Pages as source code:
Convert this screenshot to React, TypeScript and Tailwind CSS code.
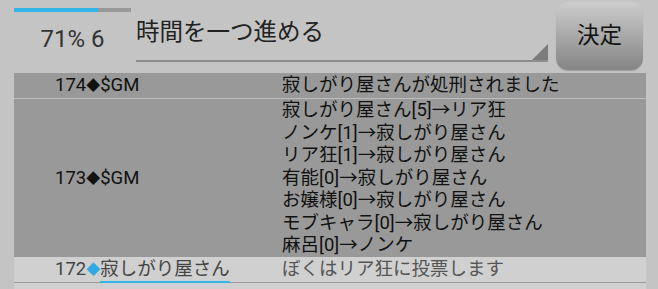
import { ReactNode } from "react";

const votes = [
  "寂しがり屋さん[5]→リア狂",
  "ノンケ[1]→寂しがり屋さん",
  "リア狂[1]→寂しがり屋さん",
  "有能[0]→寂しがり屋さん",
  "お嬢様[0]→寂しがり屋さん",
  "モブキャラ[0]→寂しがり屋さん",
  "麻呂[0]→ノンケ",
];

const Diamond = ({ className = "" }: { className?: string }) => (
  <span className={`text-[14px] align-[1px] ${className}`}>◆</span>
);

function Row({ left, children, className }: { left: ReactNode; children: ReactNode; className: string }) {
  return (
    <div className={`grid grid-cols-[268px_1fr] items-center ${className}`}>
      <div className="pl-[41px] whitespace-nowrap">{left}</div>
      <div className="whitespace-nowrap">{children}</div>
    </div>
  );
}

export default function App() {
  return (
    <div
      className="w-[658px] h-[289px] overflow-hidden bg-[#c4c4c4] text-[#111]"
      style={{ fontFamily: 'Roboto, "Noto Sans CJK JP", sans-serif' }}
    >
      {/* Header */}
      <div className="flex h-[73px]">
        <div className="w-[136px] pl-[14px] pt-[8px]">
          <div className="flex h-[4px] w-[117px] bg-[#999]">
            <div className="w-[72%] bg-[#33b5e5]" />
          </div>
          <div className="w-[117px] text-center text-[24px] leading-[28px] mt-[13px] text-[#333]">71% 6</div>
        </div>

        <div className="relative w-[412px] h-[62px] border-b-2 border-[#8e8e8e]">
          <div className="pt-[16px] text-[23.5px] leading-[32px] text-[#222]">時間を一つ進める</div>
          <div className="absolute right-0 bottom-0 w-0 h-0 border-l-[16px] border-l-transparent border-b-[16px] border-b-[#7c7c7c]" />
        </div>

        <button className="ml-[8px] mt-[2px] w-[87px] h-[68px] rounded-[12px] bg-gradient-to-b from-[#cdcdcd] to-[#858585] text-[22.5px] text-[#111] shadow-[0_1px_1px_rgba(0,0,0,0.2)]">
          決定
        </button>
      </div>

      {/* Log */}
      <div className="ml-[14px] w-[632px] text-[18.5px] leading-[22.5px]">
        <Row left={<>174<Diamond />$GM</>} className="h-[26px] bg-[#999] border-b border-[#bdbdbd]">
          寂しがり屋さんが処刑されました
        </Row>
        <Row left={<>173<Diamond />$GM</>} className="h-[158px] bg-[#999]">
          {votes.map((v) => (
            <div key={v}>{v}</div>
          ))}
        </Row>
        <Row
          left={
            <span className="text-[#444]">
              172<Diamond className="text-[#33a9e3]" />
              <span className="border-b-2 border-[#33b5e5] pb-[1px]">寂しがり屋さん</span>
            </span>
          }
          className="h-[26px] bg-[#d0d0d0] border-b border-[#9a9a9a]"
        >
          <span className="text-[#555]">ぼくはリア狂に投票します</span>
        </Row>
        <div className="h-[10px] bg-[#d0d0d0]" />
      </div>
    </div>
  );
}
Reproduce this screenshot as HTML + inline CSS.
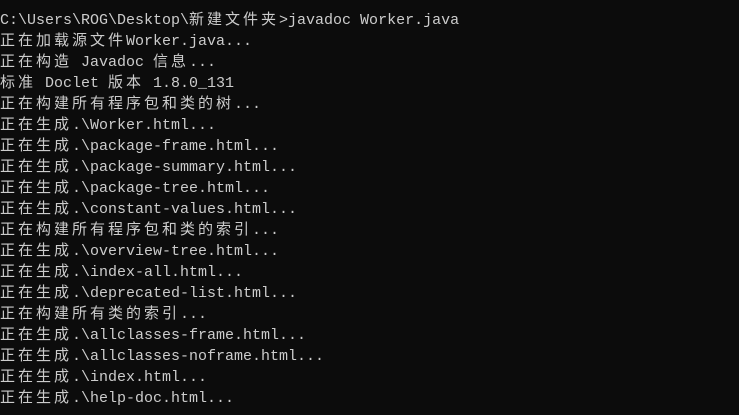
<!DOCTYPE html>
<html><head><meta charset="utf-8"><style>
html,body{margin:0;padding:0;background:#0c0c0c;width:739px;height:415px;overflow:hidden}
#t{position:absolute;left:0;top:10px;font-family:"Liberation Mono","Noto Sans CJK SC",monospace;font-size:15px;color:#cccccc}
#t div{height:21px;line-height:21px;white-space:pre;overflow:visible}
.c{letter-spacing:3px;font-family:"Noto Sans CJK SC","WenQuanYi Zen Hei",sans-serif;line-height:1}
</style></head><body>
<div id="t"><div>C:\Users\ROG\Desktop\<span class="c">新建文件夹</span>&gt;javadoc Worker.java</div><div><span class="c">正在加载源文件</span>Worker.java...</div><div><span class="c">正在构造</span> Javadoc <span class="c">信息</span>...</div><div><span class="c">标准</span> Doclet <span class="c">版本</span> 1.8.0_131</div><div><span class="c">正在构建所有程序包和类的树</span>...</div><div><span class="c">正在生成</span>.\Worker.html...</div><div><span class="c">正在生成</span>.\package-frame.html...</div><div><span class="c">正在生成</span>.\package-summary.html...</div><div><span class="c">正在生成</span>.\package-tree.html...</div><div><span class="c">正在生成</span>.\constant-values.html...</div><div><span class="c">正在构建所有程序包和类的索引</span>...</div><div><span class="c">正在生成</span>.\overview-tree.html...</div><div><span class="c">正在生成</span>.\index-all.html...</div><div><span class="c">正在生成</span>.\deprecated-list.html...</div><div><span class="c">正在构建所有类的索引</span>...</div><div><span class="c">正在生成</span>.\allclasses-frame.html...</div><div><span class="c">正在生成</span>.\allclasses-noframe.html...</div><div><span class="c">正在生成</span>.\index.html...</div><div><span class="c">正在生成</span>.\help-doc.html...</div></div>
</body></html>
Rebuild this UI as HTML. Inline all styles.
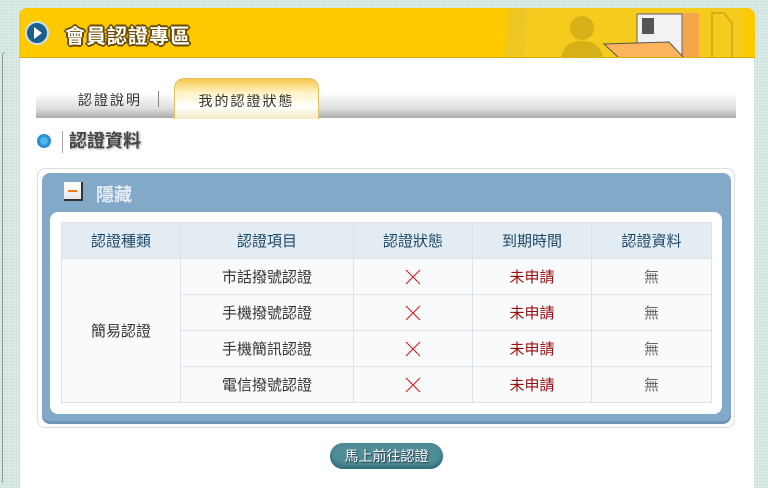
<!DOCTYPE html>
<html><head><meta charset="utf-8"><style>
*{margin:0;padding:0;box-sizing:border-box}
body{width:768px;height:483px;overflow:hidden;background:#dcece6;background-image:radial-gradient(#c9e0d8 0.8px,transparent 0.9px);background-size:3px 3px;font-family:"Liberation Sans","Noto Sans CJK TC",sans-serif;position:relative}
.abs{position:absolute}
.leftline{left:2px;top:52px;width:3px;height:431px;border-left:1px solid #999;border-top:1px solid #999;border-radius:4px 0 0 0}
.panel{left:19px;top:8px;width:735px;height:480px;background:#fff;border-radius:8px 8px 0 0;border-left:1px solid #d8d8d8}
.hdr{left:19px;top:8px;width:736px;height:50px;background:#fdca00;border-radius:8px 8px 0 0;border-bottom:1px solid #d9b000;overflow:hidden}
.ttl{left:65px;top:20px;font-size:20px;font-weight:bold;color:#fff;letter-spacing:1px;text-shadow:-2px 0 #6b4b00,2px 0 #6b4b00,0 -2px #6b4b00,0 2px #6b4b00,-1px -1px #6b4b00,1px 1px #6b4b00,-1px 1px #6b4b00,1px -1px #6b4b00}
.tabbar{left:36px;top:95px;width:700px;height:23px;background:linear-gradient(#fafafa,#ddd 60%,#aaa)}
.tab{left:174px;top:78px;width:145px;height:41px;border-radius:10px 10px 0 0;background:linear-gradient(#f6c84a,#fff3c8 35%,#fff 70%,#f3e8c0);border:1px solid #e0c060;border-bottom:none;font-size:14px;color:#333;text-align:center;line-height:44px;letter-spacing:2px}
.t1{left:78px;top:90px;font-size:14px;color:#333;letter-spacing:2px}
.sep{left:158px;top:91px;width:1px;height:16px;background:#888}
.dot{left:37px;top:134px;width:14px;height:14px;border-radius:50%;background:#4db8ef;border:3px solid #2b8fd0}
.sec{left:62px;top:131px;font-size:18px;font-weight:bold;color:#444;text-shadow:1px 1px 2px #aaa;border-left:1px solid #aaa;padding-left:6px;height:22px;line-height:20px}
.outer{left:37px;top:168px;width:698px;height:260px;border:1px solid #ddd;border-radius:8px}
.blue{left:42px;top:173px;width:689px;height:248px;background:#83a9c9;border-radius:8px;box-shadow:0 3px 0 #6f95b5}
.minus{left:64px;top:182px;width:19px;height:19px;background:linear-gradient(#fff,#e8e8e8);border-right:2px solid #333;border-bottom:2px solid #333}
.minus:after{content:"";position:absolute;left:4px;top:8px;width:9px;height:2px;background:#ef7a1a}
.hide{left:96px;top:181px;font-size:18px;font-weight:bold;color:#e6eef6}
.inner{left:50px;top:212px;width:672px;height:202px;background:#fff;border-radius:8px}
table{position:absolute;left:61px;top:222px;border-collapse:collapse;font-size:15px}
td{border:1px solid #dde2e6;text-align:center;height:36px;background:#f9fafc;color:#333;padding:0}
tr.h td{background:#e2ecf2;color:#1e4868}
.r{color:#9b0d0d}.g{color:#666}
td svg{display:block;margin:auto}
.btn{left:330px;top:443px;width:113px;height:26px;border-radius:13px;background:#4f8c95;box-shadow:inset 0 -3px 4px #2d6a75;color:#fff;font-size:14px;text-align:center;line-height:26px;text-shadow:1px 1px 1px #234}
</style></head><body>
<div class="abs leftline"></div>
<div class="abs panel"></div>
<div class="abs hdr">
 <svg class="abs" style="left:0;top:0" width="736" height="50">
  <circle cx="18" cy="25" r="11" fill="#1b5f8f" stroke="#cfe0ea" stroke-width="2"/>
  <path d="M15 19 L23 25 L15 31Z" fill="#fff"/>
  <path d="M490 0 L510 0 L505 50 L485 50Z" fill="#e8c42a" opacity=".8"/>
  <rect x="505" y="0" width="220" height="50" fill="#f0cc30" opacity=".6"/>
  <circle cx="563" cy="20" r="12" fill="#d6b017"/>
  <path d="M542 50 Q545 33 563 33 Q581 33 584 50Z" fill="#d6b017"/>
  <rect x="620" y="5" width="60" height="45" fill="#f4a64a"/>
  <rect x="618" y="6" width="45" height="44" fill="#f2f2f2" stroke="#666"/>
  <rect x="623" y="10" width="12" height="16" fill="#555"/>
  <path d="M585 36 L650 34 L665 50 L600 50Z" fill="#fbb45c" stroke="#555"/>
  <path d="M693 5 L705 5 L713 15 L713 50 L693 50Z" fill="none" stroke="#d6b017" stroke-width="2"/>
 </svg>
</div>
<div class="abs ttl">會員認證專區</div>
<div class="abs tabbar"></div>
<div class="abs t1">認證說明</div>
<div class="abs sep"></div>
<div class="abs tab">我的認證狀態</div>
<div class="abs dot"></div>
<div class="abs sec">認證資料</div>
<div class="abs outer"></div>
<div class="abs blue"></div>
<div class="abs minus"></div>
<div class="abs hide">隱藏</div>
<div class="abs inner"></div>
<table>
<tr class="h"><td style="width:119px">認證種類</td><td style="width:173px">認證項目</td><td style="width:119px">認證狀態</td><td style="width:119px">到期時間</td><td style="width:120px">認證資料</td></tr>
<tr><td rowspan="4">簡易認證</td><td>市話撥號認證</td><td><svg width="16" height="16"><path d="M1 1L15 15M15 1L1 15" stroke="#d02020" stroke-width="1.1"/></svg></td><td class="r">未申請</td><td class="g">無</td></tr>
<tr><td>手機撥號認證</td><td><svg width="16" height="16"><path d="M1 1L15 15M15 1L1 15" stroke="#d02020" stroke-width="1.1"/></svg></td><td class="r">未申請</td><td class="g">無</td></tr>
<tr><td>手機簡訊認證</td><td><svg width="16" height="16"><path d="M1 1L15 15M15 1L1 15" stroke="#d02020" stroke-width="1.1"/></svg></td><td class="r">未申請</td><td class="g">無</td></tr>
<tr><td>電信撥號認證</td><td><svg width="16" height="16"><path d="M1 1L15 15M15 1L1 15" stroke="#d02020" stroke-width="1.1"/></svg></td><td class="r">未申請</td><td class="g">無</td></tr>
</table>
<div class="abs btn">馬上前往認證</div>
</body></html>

- SET EXERCISE
State the count of lines above containing the string "this", and add nothing to it.

- EXPECTED OUTPUT
3